Congratulations, you’ve won the lottery!
64K is all yours. First, you just have to tell me, how much of that do you want to reject and return to the lottery?
Or perhaps a more realistic scenario:
Congratulations, you’ve landed your dream job working for IBM in their Hybrid Cloud division! CEO Arvind Krishna calls you up and gives you a massive budget. “Don’t disappoint us, we’re counting on you!”
What do you do with the budget? Spend every penny on making the best Hybrid Cloud software? Optimize the company’s expenses, avoiding waste? Tough decisions lie ahead.
But what does prize money and budgets have to do with computer memory?
Memory is both simple and complex. On one hand it’s as simple as counting up all of the bits you can; on the other it’s as complicated as budgeting for a big organization. In my ten plus years of software performance and scale analysis I’ve found a careful balance is needed between the complexities of computer engineering and the elegant simplicity we all desire. We’re constantly being asked the equivalent of how much fuel does it take to get there?
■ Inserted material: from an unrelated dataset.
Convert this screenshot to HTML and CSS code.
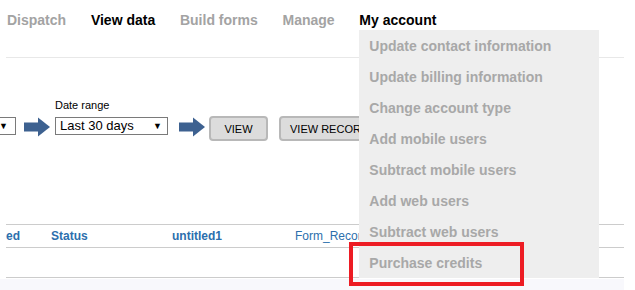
FILE: index.html
```html
<!DOCTYPE html>
<html lang="en">
<head>
  <meta charset="UTF-8">
  <meta name="viewport" content="width=device-width, initial-scale=1.0">
  <link rel="stylesheet" href="styles.css">
</head>
<body>
  <div class="page">
    <ul class="nav">
      <li class="nav-item">Dispatch</li>
      <li class="nav-item active">View data</li>
      <li class="nav-item">Build forms</li>
      <li class="nav-item">Manage</li>
      <li class="nav-item active account">
        My account
        <ul class="menu">
          <li>Update contact information</li>
          <li>Update billing information</li>
          <li>Change account type</li>
          <li>Add mobile users</li>
          <li>Subtract mobile users</li>
          <li>Add web users</li>
          <li>Subtract web users</li>
          <li>Purchase credits</li>
        </ul>
      </li>
    </ul>

    <div class="filters">
      <div class="field first">
        <label>&nbsp;</label>
        <div class="select"><span class="caret">&#9660;</span></div>
      </div>
      <svg class="arrow" width="26" height="20" viewBox="0 0 26 20">
        <rect x="0" y="5.5" width="15" height="9" fill="#3d6190"/>
        <polygon points="14,0.5 26,10 14,19.5" fill="#3d6190"/>
      </svg>
      <div class="field">
        <label>Date range</label>
        <div class="select range">Last 30 days<span class="caret">&#9660;</span></div>
      </div>
      <svg class="arrow second" width="26" height="20" viewBox="0 0 26 20">
        <rect x="0" y="5.5" width="15" height="9" fill="#3d6190"/>
        <polygon points="14,0.5 26,10 14,19.5" fill="#3d6190"/>
      </svg>
      <button class="btn view">VIEW</button>
      <button class="btn records">VIEW RECORDS</button>
    </div>

    <div class="table">
      <div class="row head">
        <div class="cell c1">ed</div>
        <div class="cell c2">Status</div>
        <div class="cell c3">untitled1</div>
        <div class="cell c4 plain">Form_Record</div>
      </div>
      <div class="row empty"></div>
    </div>
  </div>

  <div class="highlight"></div>
</body>
</html>
```

FILE: styles.css
```css
* {
  box-sizing: border-box;
}

html,
body {
  height: 100%;
}

body {
  margin: 0;
  font-family: "Liberation Sans", Arial, sans-serif;
  background: #fff;
  overflow: hidden;
  position: relative;
}

.page {
  width: 624px;
  padding-left: 6px;
  min-height: 100%;
  background: linear-gradient(#fff 279px, #f8f8fc 279px);
}

.nav {
  list-style: none;
  margin: 0;
  padding: 0 0 0 1px;
  height: 58px;
  display: flex;
  gap: 24.75px;
  border-bottom: 1px solid #e8e8e8;
}

.nav-item {
  font-size: 14px;
  font-weight: bold;
  color: #a3a3a3;
  padding-top: 11px;
  line-height: 19px;
  height: 30px;
}

.nav-item.active {
  color: #000;
}

.account {
  position: relative;
}

.menu {
  position: absolute;
  top: 100%;
  left: 0;
  z-index: 10;
  width: 240px;
  margin: 0;
  padding: 1px 0 0;
  list-style: none;
  background: #eeeeee;
}

.menu li {
  height: 31px;
  line-height: 31px;
  padding-left: 10px;
  font-size: 14px;
  font-weight: bold;
  color: #a8a8a8;
  white-space: nowrap;
}

.menu li:last-child {
  height: 30px;
}

.filters {
  display: flex;
  align-items: flex-start;
  margin-top: 41px;
  height: 42px;
}

.field label {
  display: block;
  font-size: 11px;
  line-height: 13px;
  height: 13px;
  margin-bottom: 5px;
  color: #000;
}

.select {
  position: relative;
  height: 18px;
  border: 1px solid #7a7a7a;
  background: #fff;
  font-size: 13px;
  line-height: 16px;
  padding-left: 4px;
  color: #000;
}

.first {
  margin-left: -56px;
}

.first .select {
  width: 66px;
}

.range {
  width: 113px;
}

.caret {
  position: absolute;
  right: 5px;
  top: 0;
  font-size: 9px;
  line-height: 16px;
}

.first .caret {
  right: 7px;
}

.arrow {
  margin: 18px 5px 0 8px;
}

.arrow.second {
  margin: 18px 4px 0 11px;
}

.btn {
  margin-top: 17px;
  height: 25px;
  padding: 0 13px;
  border: 2px solid #b8b8b8;
  border-radius: 4px;
  background: #dcdcdc;
  font-family: "Liberation Sans", Arial, sans-serif;
  font-size: 11px;
  color: #000;
  white-space: nowrap;
}

.view {
  width: 59px;
  padding: 0;
}

.records {
  margin-left: 11px;
  padding: 0 9px;
}

.table {
  margin-top: 83px;
  border-top: 1px solid #cccccc;
}

.row {
  display: flex;
  border-bottom: 1px solid #cccccc;
}

.head {
  height: 23px;
}

.empty {
  height: 30px;
}

.cell {
  font-size: 12px;
  font-weight: bold;
  line-height: 23px;
  color: #2c6fad;
  white-space: nowrap;
}

.cell.plain {
  font-weight: normal;
}

.c1 {
  width: 45px;
}

.c2 {
  width: 121px;
}

.c3 {
  width: 123px;
}

.highlight {
  position: absolute;
  left: 349px;
  top: 242px;
  width: 175px;
  height: 44px;
  border: 4px solid #ed1c24;
  z-index: 20;
}
```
The only answer I can give to that question with 5 nines of reliability is: it depends. Are you driving or flying? What type of vehicle? How much are you transporting? How fast do you plan to drive? We all want to get to the simple answer, 42 (see Douglas Adams for further explanation)! However, to get to there generally requires a deeper understanding, or, at a minimum, an awareness of the complexities and considerations needed to achieve the desired outcome(s).
Going to the Library
Let’s take a step back and continue the analogies to get a better picture of where memory’s role fits in a computer. My preferred metaphor is to imagine that the computer is a library filled with books. The CPU is a busy student, processing and analyzing book after book. Your desk would be the memory, or system RAM, where your books are laid out and open. The bookshelves would be the disk, storing the information even after the library closes for the night and your workspace is cleared. (Hopefully you don’t need an inter-library loan over the network; watch out for the latency!)
As you do your research, reading and comparing between a variety of sources and books, imagine if you had to return a book to its shelf every time you wanted to switch to another book? That would be extremely wasteful and time-consuming. Much wiser to leave all of the books you possibly can out and open on the desk. The bigger the workspace, the more books you can have out, left open on the relevant page. Eventually the desk does get full and you need to make some decisions about which books to clear away.
But it would be foolish to do this prematurely; you’ve claimed the desk, so use it!
File Page Cache
Every operating system’s kernel manages its RAM in a similar fashion to the way I’m suggesting you manage your books. Despite all of the advancements in disk speed and abilities, RAM is still going to be faster and closer to the CPU than the disk. Once something has been read from disk into RAM (a book is pulled from the shelf and placed on the desk), the kernel is going to want to keep that information in RAM as long as it is possible and helpful. This prevents wasteful IO and time, re-reading the same information from disk, over and over. Unused RAM is wasted RAM.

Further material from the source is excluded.